Exercise instructions
Reply with the count of lines holding "Tailwind", nothing more.

_ _ _ _ _ _ _

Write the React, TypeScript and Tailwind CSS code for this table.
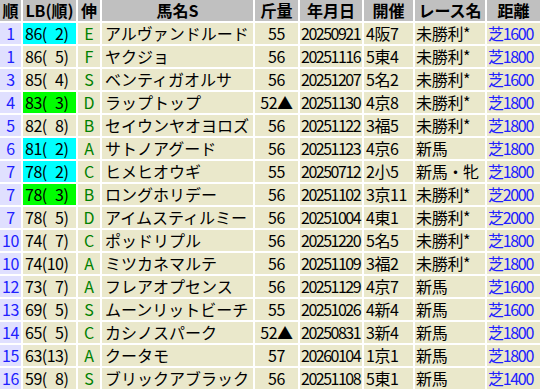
const ROWS = [
  { rank: "1", lb: "86(\u20072)", hl: "cyan", nobi: "E", name: "アルヴァンドルード", kin: "55", date: "20250921", kai: "4阪7", race: "未勝利*", dist: "芝1600" },
  { rank: "1", lb: "86(\u20075)", hl: "", nobi: "F", name: "ヤクジョ", kin: "56", date: "20251116", kai: "5東4", race: "未勝利*", dist: "芝1800" },
  { rank: "3", lb: "85(\u20074)", hl: "", nobi: "S", name: "ベンティガオルサ", kin: "56", date: "20251207", kai: "5名2", race: "未勝利*", dist: "芝1600" },
  { rank: "4", lb: "83(\u20073)", hl: "green", nobi: "D", name: "ラップトップ", kin: "52▲", date: "20251130", kai: "4京8", race: "未勝利*", dist: "芝1800" },
  { rank: "5", lb: "82(\u20078)", hl: "", nobi: "B", name: "セイウンヤオヨロズ", kin: "56", date: "20251122", kai: "3福5", race: "未勝利*", dist: "芝1800" },
  { rank: "6", lb: "81(\u20072)", hl: "cyan", nobi: "A", name: "サトノアグード", kin: "56", date: "20251123", kai: "4京6", race: "新馬", dist: "芝1800" },
  { rank: "7", lb: "78(\u20072)", hl: "cyan", nobi: "C", name: "ヒメヒオウギ", kin: "55", date: "20250712", kai: "2小5", race: "新馬・牝", dist: "芝1800" },
  { rank: "7", lb: "78(\u20073)", hl: "green", nobi: "B", name: "ロングホリデー", kin: "56", date: "20251102", kai: "3京11", race: "未勝利*", dist: "芝2000" },
  { rank: "7", lb: "78(\u20075)", hl: "", nobi: "D", name: "アイムスティルミー", kin: "56", date: "20251004", kai: "4東1", race: "未勝利*", dist: "芝2000" },
  { rank: "10", lb: "74(\u20077)", hl: "", nobi: "C", name: "ポッドリプル", kin: "56", date: "20251220", kai: "5名5", race: "未勝利*", dist: "芝1800" },
  { rank: "10", lb: "74(10)", hl: "", nobi: "A", name: "ミツカネマルテ", kin: "56", date: "20251109", kai: "3福2", race: "未勝利*", dist: "芝1800" },
  { rank: "12", lb: "73(\u20077)", hl: "", nobi: "A", name: "フレアオプセンス", kin: "56", date: "20251129", kai: "4京7", race: "新馬", dist: "芝1600" },
  { rank: "13", lb: "69(\u20075)", hl: "", nobi: "S", name: "ムーンリットビーチ", kin: "55", date: "20251026", kai: "4新4", race: "新馬", dist: "芝1600" },
  { rank: "14", lb: "65(\u20075)", hl: "", nobi: "C", name: "カシノスパーク", kin: "52▲", date: "20250831", kai: "3新4", race: "新馬", dist: "芝1800" },
  { rank: "15", lb: "63(13)", hl: "", nobi: "A", name: "クータモ", kin: "57", date: "20260104", kai: "1京1", race: "新馬", dist: "芝1800" },
  { rank: "16", lb: "59(\u20078)", hl: "", nobi: "S", name: "ブリックアブラック", kin: "56", date: "20251108", kai: "5東1", race: "新馬", dist: "芝1400" },
]

const HEADERS = ["順", "LB(順)", "伸", "馬名S", "斤量", "年月日", "開催", "レース名", "距離"]

// fixed row height, the table packs 17 rows into 389px
const cell = "h-[21px] leading-[21px] whitespace-pre"

export default function App() {
  return (
    <div
      className="w-[540px] h-[389px] overflow-hidden bg-white text-[16px] text-black"
      style={{ fontFamily: '"Noto Sans CJK JP", "Noto Sans", sans-serif' }}
    >
      <div className="grid grid-cols-[21px_53px_22px_151px_43px_62px_49px_70px_53px] gap-[2px]">
        {HEADERS.map((h) => (
          <div key={h} className={`${cell} bg-[#c0c0c0] text-center font-bold`}>
            {h}
          </div>
        ))}

        {ROWS.map((r, i) => (
          <div key={i} className="contents">
            <div className={`${cell} bg-[#e0e0ff] text-center tracking-[-0.5px] text-[#2020ff]`}>{r.rank}</div>
            <div
              className={`${cell} pl-[2px] tracking-[-0.5px] ${
                r.hl === "cyan" ? "bg-[#00ffff]" : r.hl === "green" ? "bg-[#00ff00]" : "bg-[#eae8cb]"
              }`}
            >
              {r.lb}
            </div>
            <div className={`${cell} bg-[#eae8cb] text-center text-[#008000]`}>{r.nobi}</div>
            <div className={`${cell} bg-[#eae8cb] pl-[3px]`}>{r.name}</div>
            <div className={`${cell} bg-[#eae8cb] text-center tracking-[-0.5px]`}>{r.kin}</div>
            <div className={`${cell} bg-[#eae8cb] pl-[1px] tracking-[-1.5px]`}>{r.date}</div>
            <div className={`${cell} bg-[#eae8cb] pl-[2px] tracking-[-0.4px]`}>{r.kai}</div>
            <div className={`${cell} bg-[#eae8cb] pl-[1px] tracking-[-0.3px]`}>{r.race}</div>
            <div className={`${cell} bg-[#eae8cb] pl-[1px] tracking-[-1.3px] text-[#2020ff]`}>{r.dist}</div>
          </div>
        ))}
      </div>
    </div>
  )
}
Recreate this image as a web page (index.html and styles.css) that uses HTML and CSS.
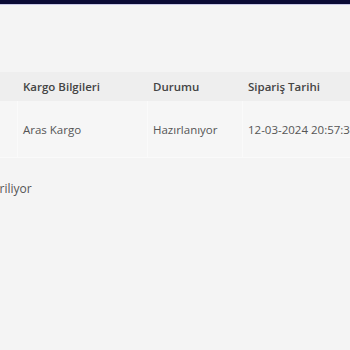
FILE: index.html
```html
<!DOCTYPE html>
<html lang="tr">

<head>
    <meta charset="UTF-8">
    <meta name="viewport" content="width=device-width, initial-scale=1.0">
    <title>Sipariş Detayı</title>
    <link rel="stylesheet" href="styles.css">
</head>

<body>
    <div class="topBar"></div>
    <div class="content">
        <table class="orderTable">
            <thead>
                <tr>
                    <th class="colNo"></th>
                    <th class="colCargo">Kargo Bilgileri</th>
                    <th class="colState">Durumu</th>
                    <th class="colDate">Sipariş Tarihi</th>
                </tr>
            </thead>
            <tbody>
                <tr>
                    <td class="colNo"></td>
                    <td>Aras Kargo</td>
                    <td>Hazırlanıyor</td>
                    <td>12-03-2024 20:57:34</td>
                </tr>
            </tbody>
        </table>
        <p class="note">Siparişiniz kargoya veriliyor</p>
    </div>
</body>

</html>
```

FILE: styles.css
```css
* {
    margin: 0;
    padding: 0;
    box-sizing: border-box;
}

body {
    background-color: #f4f4f4;
    font-family: "Open Sans", sans-serif;
    color: #555;
    overflow: hidden;
}

.topBar {
    height: 5px;
    background-color: #0b0b35;
    border-bottom: 1px solid #c8c8e6;
}

.content {
    margin-left: -120px;
    padding-top: 67px;
}

.orderTable {
    border-collapse: collapse;
    table-layout: fixed;
    width: 560px;
    font-size: 11.5px;
}

.orderTable th,
.orderTable td {
    text-align: left;
    padding: 0 5px;
    white-space: nowrap;
}

.orderTable th {
    height: 28px;
    background-color: #eeeeee;
    color: #444;
    font-weight: 600;
    border: 1px solid #eeeeee;
}

.orderTable td {
    height: 57px;
    background-color: #f6f6f6;
    border: 1px solid #fafafa;
}

.colNo {
    width: 137px;
}

.colCargo {
    width: 130px;
}

.colState {
    width: 95px;
}

.colDate {
    width: 198px;
}

.note {
    margin-top: 22px;
    font-size: 12px;
    color: #555;
}
```
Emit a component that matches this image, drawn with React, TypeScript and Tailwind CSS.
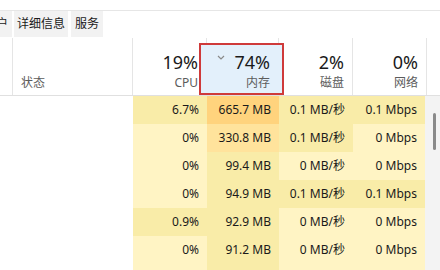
import React from "react";

type Row = {
  cpu: string;
  mem: string;
  disk: string;
  net: string;
  cpuBg: string;
  memBg: string;
  diskBg: string;
  netBg: string;
};

const LIGHT = "bg-[#fff4c4]";
const MID = "bg-[#f9eca8]";

const rows: Row[] = [
  { cpu: "6.7%", mem: "665.7 MB", disk: "0.1 MB/秒", net: "0.1 Mbps", cpuBg: MID, memBg: "bg-[#ffd37d]", diskBg: MID, netBg: MID },
  { cpu: "0%", mem: "330.8 MB", disk: "0.1 MB/秒", net: "0 Mbps", cpuBg: LIGHT, memBg: "bg-[#ffe39c]", diskBg: MID, netBg: LIGHT },
  { cpu: "0%", mem: "99.4 MB", disk: "0 MB/秒", net: "0 Mbps", cpuBg: LIGHT, memBg: MID, diskBg: LIGHT, netBg: LIGHT },
  { cpu: "0%", mem: "94.9 MB", disk: "0.1 MB/秒", net: "0.1 Mbps", cpuBg: LIGHT, memBg: MID, diskBg: MID, netBg: MID },
  { cpu: "0.9%", mem: "92.9 MB", disk: "0 MB/秒", net: "0 Mbps", cpuBg: MID, memBg: MID, diskBg: LIGHT, netBg: LIGHT },
  { cpu: "0%", mem: "91.2 MB", disk: "0 MB/秒", net: "0 Mbps", cpuBg: LIGHT, memBg: MID, diskBg: LIGHT, netBg: LIGHT },
  // last row is only partly on screen, no text visible
  { cpu: "", mem: "", disk: "", net: "", cpuBg: LIGHT, memBg: MID, diskBg: LIGHT, netBg: LIGHT },
];

const HeadCell: React.FC<{ pct: string; label: string; w: string; children?: React.ReactNode }> = ({ pct, label, w, children }) => (
  <div className={`${w} relative flex flex-col items-end justify-end pr-2 pb-[4px] border-r border-[#e5e5e5]`}>
    {children}
    <span className="relative text-[18px] leading-[22px] mb-[2px] text-[#1a1a1a]">{pct}</span>
    <span className="relative text-[12px] leading-[16px] text-[#5c5c5c]">{label}</span>
  </div>
);

const App: React.FC = () => {
  return (
    <div className="w-[440px] h-[270px] overflow-hidden bg-white text-[#1a1a1a] font-['Noto_Sans','Noto_Sans_CJK_SC',sans-serif]">
      <div className="h-[10px]" />
      {/* tabs */}
      <div className="h-[28px] flex border-t border-[#e6e6e6] overflow-hidden">
        <div className="flex items-center bg-[#f2f2f2] h-[26px] w-[12px] overflow-hidden justify-end pr-[4px]">
          <span className="text-[12px] whitespace-nowrap shrink-0">户</span>
        </div>
        <div className="ml-[2px] flex items-center bg-[#f2f2f2] h-[26px] px-[3px] text-[12px]">详细信息</div>
        <div className="ml-[3px] flex items-center bg-[#f2f2f2] h-[26px] px-[4px] text-[12px]">服务</div>
        <div className="flex-1" />
      </div>
      {/* header */}
      <div className="h-[58px] flex border-b border-[#e0e0e0]">
        <div className="w-[13px] border-r border-[#e5e5e5]" />
        <div className="w-[120px] border-r border-[#e5e5e5] flex items-end pl-[8px] pb-[4px]">
          <span className="text-[12px] leading-[16px] text-[#5c5c5c]">状态</span>
        </div>
        <HeadCell pct="19%" label="CPU" w="w-[74px]" />
        <HeadCell pct="74%" label="内存" w="w-[72px]">
          <div className="absolute left-[-8px] right-[-6px] top-[5px] bottom-0 border-2 border-[#cf3a3a] bg-[#e3f0fb]" />
          <svg className="absolute left-[10px] top-[17px]" width="8" height="5" viewBox="0 0 8 5">
            <path d="M1 1 L4 4 L7 1" fill="none" stroke="#8a8a8a" strokeWidth="1.2" />
          </svg>
        </HeadCell>
        <HeadCell pct="2%" label="磁盘" w="w-[74px]" />
        <HeadCell pct="0%" label="网络" w="w-[74px]" />
        <div className="flex-1" />
      </div>
      {/* rows */}
      <div className="flex">
        <div className="flex flex-col">
          {rows.map((r, i) => (
            <div key={i} className="flex h-[28px] text-[12px]">
              <div className="w-[133px]" />
              <div className={`w-[74px] ${r.cpuBg} flex items-center justify-end pr-2`}>{r.cpu}</div>
              <div className={`w-[72px] ${r.memBg} flex items-center justify-end pr-2`}>{r.mem}</div>
              <div className={`w-[74px] ${r.diskBg} flex items-center justify-end pr-2`}>{r.disk}</div>
              <div className={`w-[72px] ${r.netBg} flex items-center justify-end pr-2`}>{r.net}</div>
            </div>
          ))}
        </div>
        <div className="flex-1 bg-[#f3f3f3] pt-[17px] pl-[8px]">
          <div className="w-[3px] h-[37px] rounded-full bg-[#8a8a8a]" />
        </div>
      </div>
    </div>
  );
};

export default App;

_ _ _ _ _ _ _

Right answer
2